━━ DATA TO PROCESS ━━
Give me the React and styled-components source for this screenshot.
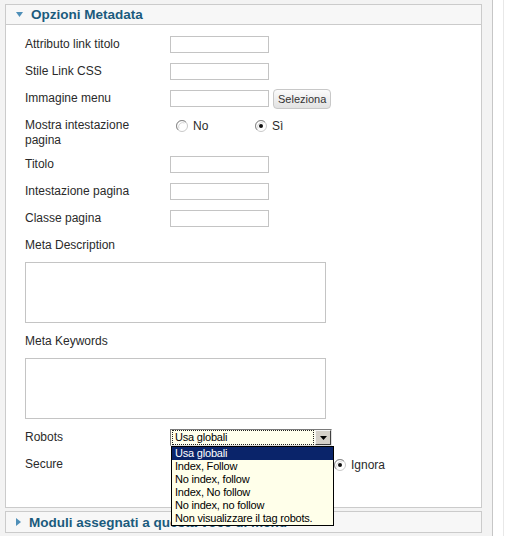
import React from "react";
import styled, { createGlobalStyle } from "styled-components";

const Global = createGlobalStyle`
  html, body { margin: 0; padding: 0; background: #fff; }
  body { font-family: "Liberation Sans", Arial, sans-serif; }
  * { box-sizing: border-box; }
`;

const Page = styled.div`
  width: 504px;
  min-height: 536px;
  border-right: 1px solid #e8e8e8;
  background: #fff;
`;

const Frame = styled.div`
  width: 493px;
  min-height: 536px;
  background: #f3f3f3;
  border-right: 1px solid #c6c6c6;
  padding: 4px 10px 0 5px;
  display: flex;
  flex-direction: column;
  gap: 3px;
`;

const Panel = styled.section`
  border: 1px solid #cbcbcb;
  background: #fff;
`;

const PanelHeader = styled.h3`
  margin: 0;
  height: 20px;
  display: flex;
  align-items: center;
  gap: 8px;
  padding-left: 10px;
  background: #f7f7f7;
  border-bottom: ${(p) => (p.$open ? "1px solid #cbcbcb" : "none")};
  font-family: "Liberation Sans", Arial, sans-serif;
  font-size: 13.5px;
  font-weight: bold;
  color: #1b5b7d;
  white-space: nowrap;
  overflow: hidden;
`;

const Caret = styled.svg`
  flex: none;
  display: block;
`;

const PanelBody = styled.div`
  padding: 6px 0 29px 19px;
`;

const FormRow = styled.div`
  display: grid;
  grid-template-columns: 145px 1fr;
  min-height: 27px;
  align-items: start;
`;

const Label = styled.div`
  padding: 6px 20px 3px 0;
  line-height: 15px;
  font-size: 12px;
  color: #2a2a2a;
`;

const Field = styled.div`
  height: 27px;
  display: flex;
  align-items: center;
  gap: 4px;
`;

const TextInput = styled.div`
  width: 99px;
  height: 17px;
  border: 1px solid #c4c4c4;
  background: #fff;
`;

const Button = styled.div`
  height: 20px;
  padding: 0 4px;
  display: flex;
  align-items: center;
  border: 1px solid #c8c8c8;
  border-radius: 4px;
  background: linear-gradient(#fbfbfb, #e2e2e2);
  font-size: 11px;
  color: #333;
`;

const RadioGroup = styled.div`
  display: flex;
`;

const RadioOption = styled.div`
  width: 79px;
  padding-left: 6px;
  display: flex;
  align-items: center;
  gap: 5px;
  font-size: 12px;
  color: #2a2a2a;
`;

const Block = styled.div`
  display: flex;
  flex-direction: column;
`;

const TextArea = styled.div`
  width: 301px;
  height: 61px;
  margin: 6px 0 5px;
  border: 1px solid #c4c4c4;
  background: #fff;
`;

const SelectBox = styled.div`
  position: relative;
  width: 162px;
  height: 17px;
  display: flex;
  align-items: stretch;
  border: 1px solid;
  border-color: #7a7a7a #e0e0e0 #e0e0e0 #7a7a7a;
  background: #ffffec;
  font-family: "Liberation Sans", Tahoma, sans-serif;
  font-size: 11px;
  letter-spacing: -0.2px;
`;

const SelectValue = styled.div`
  flex: 1;
  margin: 0 1px 0 1px;
  border: 1px dotted #222;
  padding-left: 2px;
  line-height: 13px;
  color: #000;
`;

const SelectArrow = styled.div`
  width: 16px;
  display: flex;
  align-items: center;
  justify-content: center;
  background: #d4d0c8;
  border: 1px solid;
  border-color: #f4f4f4 #404040 #404040 #f4f4f4;
`;

const OptionList = styled.ul`
  position: absolute;
  top: 16px;
  left: 0;
  width: 163px;
  margin: 0;
  padding: 0;
  list-style: none;
  border: 1px solid #000;
  background: #ffffea;
  z-index: 10;
`;

const OptionItem = styled.li`
  height: 13px;
  line-height: 13px;
  padding-left: 3px;
  white-space: nowrap;
  background: ${(p) => (p.$selected ? "#0a246a" : "transparent")};
  color: ${(p) => (p.$selected ? "#fff" : "#000")};
`;

const Radio = ({ checked }) => (
  <svg width="12" height="12" viewBox="0 0 12 12">
    <circle cx="6" cy="6" r="5.5" fill="#fff" stroke="#c9c9c9" />
    <path d="M2.1 9.9 A5.5 5.5 0 0 1 9.9 2.1" fill="none" stroke="#8a8a8a" />
    <path d="M3 8.6 A4.2 4.2 0 0 1 8.6 3" fill="none" stroke="#d8d8d8" />
    {checked && <circle cx="6" cy="6" r="2" fill="#111" />}
  </svg>
);

const RadioField = ({ options, value }) => (
  <Field>
    <RadioGroup>
      {options.map((o) => (
        <RadioOption key={o}>
          <Radio checked={o === value} />
          {o}
        </RadioOption>
      ))}
    </RadioGroup>
  </Field>
);

const robotsOptions = [
  "Usa globali",
  "Index, Follow",
  "No index, follow",
  "Index, No follow",
  "No index, no follow",
  "Non visualizzare il tag robots.",
];

export default function App() {
  return (
    <>
      <Global />
      <Page>
        <Frame>
          <Panel>
            <PanelHeader $open>
              <Caret width="7" height="5" viewBox="0 0 7 5">
                <polygon points="0,0 7,0 3.5,5" fill="#4f8fb8" />
              </Caret>
              Opzioni Metadata
            </PanelHeader>
            <PanelBody>
              <FormRow>
                <Label>Attributo link titolo</Label>
                <Field><TextInput /></Field>
              </FormRow>
              <FormRow>
                <Label>Stile Link CSS</Label>
                <Field><TextInput /></Field>
              </FormRow>
              <FormRow>
                <Label>Immagine menu</Label>
                <Field>
                  <TextInput />
                  <Button>Seleziona</Button>
                </Field>
              </FormRow>
              <FormRow>
                <Label>Mostra intestazione pagina</Label>
                <RadioField options={["No", "Sì"]} value="Sì" />
              </FormRow>
              <FormRow>
                <Label>Titolo</Label>
                <Field><TextInput /></Field>
              </FormRow>
              <FormRow>
                <Label>Intestazione pagina</Label>
                <Field><TextInput /></Field>
              </FormRow>
              <FormRow>
                <Label>Classe pagina</Label>
                <Field><TextInput /></Field>
              </FormRow>
              <Block>
                <Label>Meta Description</Label>
                <TextArea />
              </Block>
              <Block>
                <Label>Meta Keywords</Label>
                <TextArea />
              </Block>
              <FormRow>
                <Label>Robots</Label>
                <Field>
                  <SelectBox>
                    <SelectValue>Usa globali</SelectValue>
                    <SelectArrow>
                      <svg width="7" height="4" viewBox="0 0 7 4">
                        <polygon points="0,0 7,0 3.5,4" fill="#000" />
                      </svg>
                    </SelectArrow>
                    <OptionList>
                      {robotsOptions.map((o, i) => (
                        <OptionItem key={o} $selected={i === 0}>{o}</OptionItem>
                      ))}
                    </OptionList>
                  </SelectBox>
                </Field>
              </FormRow>
              <FormRow>
                <Label>Secure</Label>
                <RadioField options={["No", "Sì", "Ignora"]} value="Ignora" />
              </FormRow>
            </PanelBody>
          </Panel>
          <Panel>
            <PanelHeader>
              <Caret width="5" height="8" viewBox="0 0 5 8">
                <polygon points="0,0 5,4 0,8" fill="#4f8fb8" />
              </Caret>
              Moduli assegnati a questa voce di menu
            </PanelHeader>
          </Panel>
        </Frame>
      </Page>
    </>
  );
}
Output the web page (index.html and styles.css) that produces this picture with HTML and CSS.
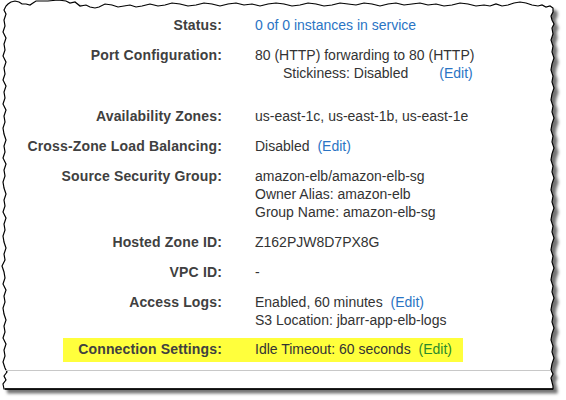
FILE: index.html
```html
<!DOCTYPE html>
<html>
<head>
<meta charset="utf-8">
<link rel="stylesheet" href="styles.css">
</head>
<body>
<div class="page">
  <svg class="frame" width="566" height="400" viewBox="0 0 566 400" aria-hidden="true">
    <defs>
      <filter id="sh" x="-5%" y="-5%" width="115%" height="115%">
        <feDropShadow dx="4" dy="4" stdDeviation="1.6" flood-color="#000" flood-opacity="0.55"/>
      </filter>
    </defs>
    <path filter="url(#sh)" fill="#fff" stroke="#000" stroke-width="1.2" stroke-linejoin="miter"
      d="M4,10 L6,6 L8,4 L11,2 L15,1 L19,2 L22,4 L26,4 L30,5 L33,3 L36,1 L48,1 L58,0 L66,1 L70,3 L75,2 L80,6 L86,5 L90,7 L95,8 L99,7 L105,4 L112,5 L118,7 L124,6 L130,5 L136,7 L142,6 L150,4 L158,6 L165,5 L172,3 L180,4 L188,6 L196,5 L204,3 L212,4 L220,6 L228,4 L236,3 L244,5 L252,4 L260,6 L268,4 L276,3 L284,4 L292,6 L300,5 L308,3 L316,4 L324,6 L332,5 L340,3 L348,4 L356,5 L364,3 L372,4 L380,6 L388,4 L396,3 L404,5 L412,4 L420,3 L428,5 L436,4 L444,6 L452,5 L460,3 L468,4 L476,6 L484,5 L490,6 L496,4 L502,6 L508,5 L514,3 L520,2 L526,3 L532,5 L538,6 L542,5 L546,7 L550,6 L553,8
      L553,12 L551,16 L552,20 L554,24 L552,28 L553,34 L551,40 L553,46 L552,52 L554,58 L552,64 L551,70 L553,76 L552,82 L554,88 L552,94 L551,100 L553,106 L552,112 L554,118 L552,124 L551,130 L553,136 L552,142 L554,148 L552,154 L551,160 L553,166 L552,172 L554,178 L552,184 L551,190 L553,196 L552,202 L554,208 L552,214 L551,220 L553,226 L552,232 L554,238 L552,244 L551,250 L553,256 L552,262 L554,268 L552,274 L551,280 L553,286 L552,292 L554,298 L552,304 L551,310 L553,316 L552,322 L554,328 L552,334 L551,340 L553,346 L552,352 L554,358 L552,364 L551,370 L553,374 L551,378 L552,382 L553,386 L553,389
      L4,389 L3,384 L6,380 L4,376 L7,372 L5,368 L3,362 L5,356 L4,350 L6,344 L3,338 L5,332 L4,326 L6,320 L4,314 L3,308 L5,302 L4,296 L6,290 L3,284 L5,278 L4,272 L2,266 L5,260 L4,254 L6,248 L4,242 L3,236 L5,230 L4,224 L6,218 L3,212 L5,206 L4,200 L6,194 L4,188 L3,182 L5,176 L4,170 L6,164 L3,158 L5,152 L4,146 L6,140 L4,134 L3,128 L5,122 L4,116 L6,110 L3,104 L5,98 L4,92 L6,86 L3,80 L5,74 L4,68 L6,62 L3,56 L5,50 L4,44 L6,38 L3,32 L5,26 L4,20 L6,14 Z"/>
    <line x1="5" y1="389" x2="553" y2="389" stroke="#000" stroke-width="1.5"/>
  </svg>

  <div class="content">
    <div class="row">
      <div class="label">Status:</div>
      <div class="value"><a class="link">0 of 0 instances in service</a></div>
    </div>
    <div class="row row-port">
      <div class="label">Port Configuration:</div>
      <div class="value">
        <div>80 (HTTP) forwarding to 80 (HTTP)</div>
        <div class="sticky"><span>Stickiness: Disabled</span><a class="link">(Edit)</a></div>
      </div>
    </div>
    <div class="row">
      <div class="label">Availability Zones:</div>
      <div class="value">us-east-1c, us-east-1b, us-east-1e</div>
    </div>
    <div class="row">
      <div class="label">Cross-Zone Load Balancing:</div>
      <div class="value">Disabled <a class="link edit">(Edit)</a></div>
    </div>
    <div class="row">
      <div class="label">Source Security Group:</div>
      <div class="value">
        <div>amazon-elb/amazon-elb-sg</div>
        <div>Owner Alias: amazon-elb</div>
        <div>Group Name: amazon-elb-sg</div>
      </div>
    </div>
    <div class="row">
      <div class="label">Hosted Zone ID:</div>
      <div class="value">Z162PJW8D7PX8G</div>
    </div>
    <div class="row">
      <div class="label">VPC ID:</div>
      <div class="value">-</div>
    </div>
    <div class="row">
      <div class="label">Access Logs:</div>
      <div class="value">
        <div>Enabled, 60 minutes <a class="link edit">(Edit)</a></div>
        <div>S3 Location: jbarr-app-elb-logs</div>
      </div>
    </div>
    <div class="row row-hl">
      <div class="label">Connection Settings:</div>
      <div class="value">Idle Timeout: 60 seconds <a class="link edit green">(Edit)</a></div>
    </div>
    <div class="rule"></div>
  </div>
</div>
</body>
</html>
```
FILE: styles.css
```css
html, body {
  margin: 0;
  padding: 0;
  background: #fff;
}
.page {
  position: relative;
  width: 566px;
  height: 400px;
  overflow: hidden;
  font-family: "Liberation Sans", Arial, sans-serif;
  font-size: 14px;
  line-height: 18px;
  color: #3a3a3a;
}
.frame {
  position: absolute;
  left: 0;
  top: 0;
}
.content {
  position: relative;
  padding-top: 16px;
  display: flex;
  flex-direction: column;
  gap: 12px;
}
.row {
  display: grid;
  grid-template-columns: 222px 1fr;
  column-gap: 33px;
}
.label {
  text-align: right;
  font-weight: bold;
  color: #404040;
  letter-spacing: 0.15px;
}
.value {
  color: #333;
}
.link {
  color: #2a74c4;
}
.edit {
  margin-left: 4px;
}
.green {
  color: #2b8a2b;
}
.sticky {
  display: flex;
  padding-left: 28px;
  gap: 31px;
}
.row-port {
  margin-bottom: 13px;
}
.row-hl {
  margin-top: -3px;
  margin-left: 63px;
  width: 400px;
  grid-template-columns: 159px 1fr;
  background: #ffff3c;
  padding: 2px 0 4px;
}
.rule {
  margin: -4px 15px 0 5px;
  height: 1px;
  background: #c8c8c8;
}
```
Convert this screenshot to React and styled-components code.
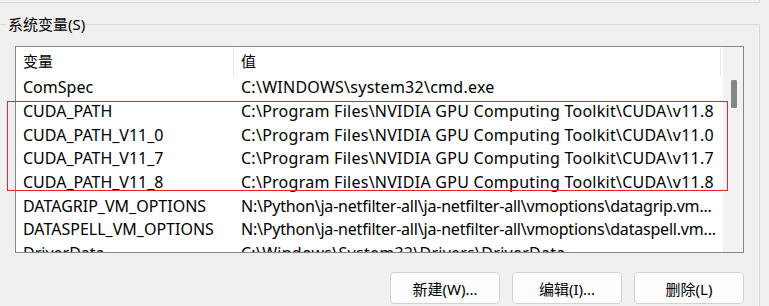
━━━
| WHAT NEEDS TO BE DONE |
Count the lines of the data that contain the string "screenshot", and reply with that number alone.

| SOLUTION TO THE PROBLEM |
2